WHAT YOU WILL DO
Locate the word "Tailwind" in the material, then show every line that holds it.

LISTING
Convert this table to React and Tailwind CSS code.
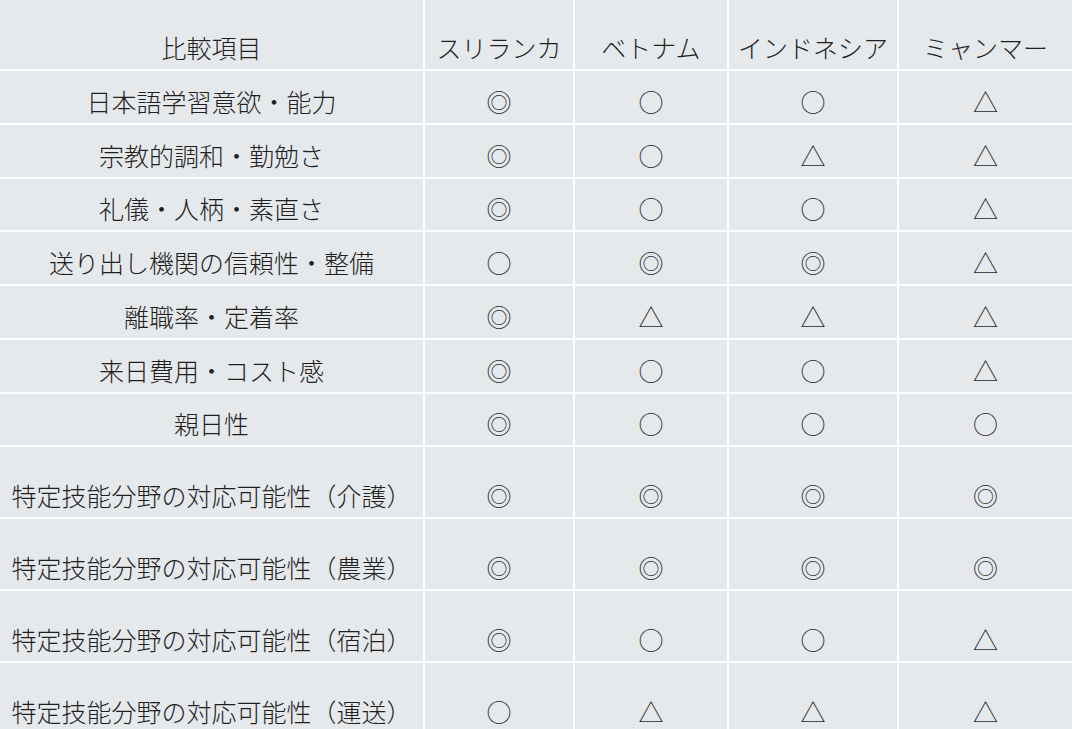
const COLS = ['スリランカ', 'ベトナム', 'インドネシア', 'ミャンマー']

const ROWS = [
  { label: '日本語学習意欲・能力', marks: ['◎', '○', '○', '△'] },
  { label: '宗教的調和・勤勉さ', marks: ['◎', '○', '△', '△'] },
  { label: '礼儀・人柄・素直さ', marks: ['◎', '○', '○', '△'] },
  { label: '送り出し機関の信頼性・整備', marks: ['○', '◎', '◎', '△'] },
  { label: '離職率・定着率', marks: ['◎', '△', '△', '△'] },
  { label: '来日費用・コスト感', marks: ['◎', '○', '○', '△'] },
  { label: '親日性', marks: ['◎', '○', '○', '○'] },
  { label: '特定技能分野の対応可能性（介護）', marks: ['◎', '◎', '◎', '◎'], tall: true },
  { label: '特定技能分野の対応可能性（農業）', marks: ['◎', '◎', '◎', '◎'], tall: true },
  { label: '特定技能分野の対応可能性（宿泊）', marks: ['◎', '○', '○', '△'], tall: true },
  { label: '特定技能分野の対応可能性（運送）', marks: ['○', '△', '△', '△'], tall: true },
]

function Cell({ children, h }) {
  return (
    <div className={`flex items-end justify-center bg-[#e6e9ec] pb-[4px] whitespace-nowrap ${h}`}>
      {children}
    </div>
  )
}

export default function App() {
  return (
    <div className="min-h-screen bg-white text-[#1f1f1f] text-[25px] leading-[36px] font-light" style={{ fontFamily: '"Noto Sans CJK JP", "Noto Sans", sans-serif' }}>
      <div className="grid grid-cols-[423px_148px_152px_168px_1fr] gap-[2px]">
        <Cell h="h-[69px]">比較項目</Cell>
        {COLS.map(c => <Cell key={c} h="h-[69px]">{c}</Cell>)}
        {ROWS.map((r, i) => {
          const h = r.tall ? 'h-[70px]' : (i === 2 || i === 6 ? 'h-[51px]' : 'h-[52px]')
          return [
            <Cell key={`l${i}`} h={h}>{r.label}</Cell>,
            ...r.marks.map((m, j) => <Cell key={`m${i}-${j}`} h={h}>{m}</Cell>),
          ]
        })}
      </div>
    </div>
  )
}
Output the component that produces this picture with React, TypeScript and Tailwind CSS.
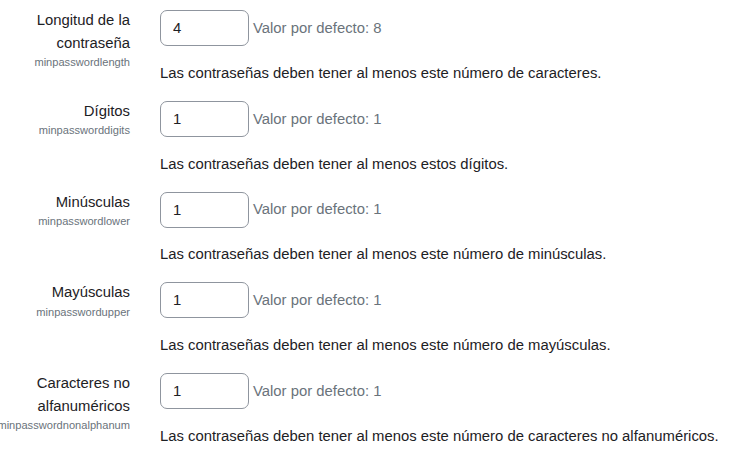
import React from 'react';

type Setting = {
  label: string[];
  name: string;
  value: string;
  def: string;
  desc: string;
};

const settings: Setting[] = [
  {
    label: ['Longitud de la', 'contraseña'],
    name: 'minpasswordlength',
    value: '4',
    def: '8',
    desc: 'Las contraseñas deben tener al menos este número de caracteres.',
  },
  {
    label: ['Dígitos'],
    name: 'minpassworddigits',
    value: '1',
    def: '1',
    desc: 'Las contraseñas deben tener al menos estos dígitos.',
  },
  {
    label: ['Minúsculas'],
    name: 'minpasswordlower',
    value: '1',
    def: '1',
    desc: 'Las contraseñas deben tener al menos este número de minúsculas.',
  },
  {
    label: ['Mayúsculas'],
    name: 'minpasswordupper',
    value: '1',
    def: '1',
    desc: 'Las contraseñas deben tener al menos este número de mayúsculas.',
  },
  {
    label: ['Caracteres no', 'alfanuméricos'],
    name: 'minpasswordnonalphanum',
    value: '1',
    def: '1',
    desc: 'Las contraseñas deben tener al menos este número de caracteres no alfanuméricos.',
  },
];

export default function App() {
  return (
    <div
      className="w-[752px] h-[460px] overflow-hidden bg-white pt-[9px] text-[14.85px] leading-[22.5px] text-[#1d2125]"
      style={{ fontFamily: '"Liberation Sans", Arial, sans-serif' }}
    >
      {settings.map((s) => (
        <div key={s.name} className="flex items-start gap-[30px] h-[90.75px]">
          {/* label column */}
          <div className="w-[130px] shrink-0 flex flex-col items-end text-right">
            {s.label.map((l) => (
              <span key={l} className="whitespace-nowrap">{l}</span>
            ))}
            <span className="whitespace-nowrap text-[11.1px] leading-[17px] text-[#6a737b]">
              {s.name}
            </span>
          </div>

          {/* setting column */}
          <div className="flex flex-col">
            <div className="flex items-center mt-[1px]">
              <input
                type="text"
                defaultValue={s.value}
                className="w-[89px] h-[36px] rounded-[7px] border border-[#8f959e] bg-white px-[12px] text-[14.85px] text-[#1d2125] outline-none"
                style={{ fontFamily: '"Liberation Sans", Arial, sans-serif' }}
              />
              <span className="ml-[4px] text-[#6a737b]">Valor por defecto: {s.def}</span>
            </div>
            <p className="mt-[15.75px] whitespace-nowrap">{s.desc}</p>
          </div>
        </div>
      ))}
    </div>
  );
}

EXERCISE RESPONSE
Convert this table to React and Tailwind CSS code.
Output the component that produces this picture with React, TypeScript and Tailwind CSS.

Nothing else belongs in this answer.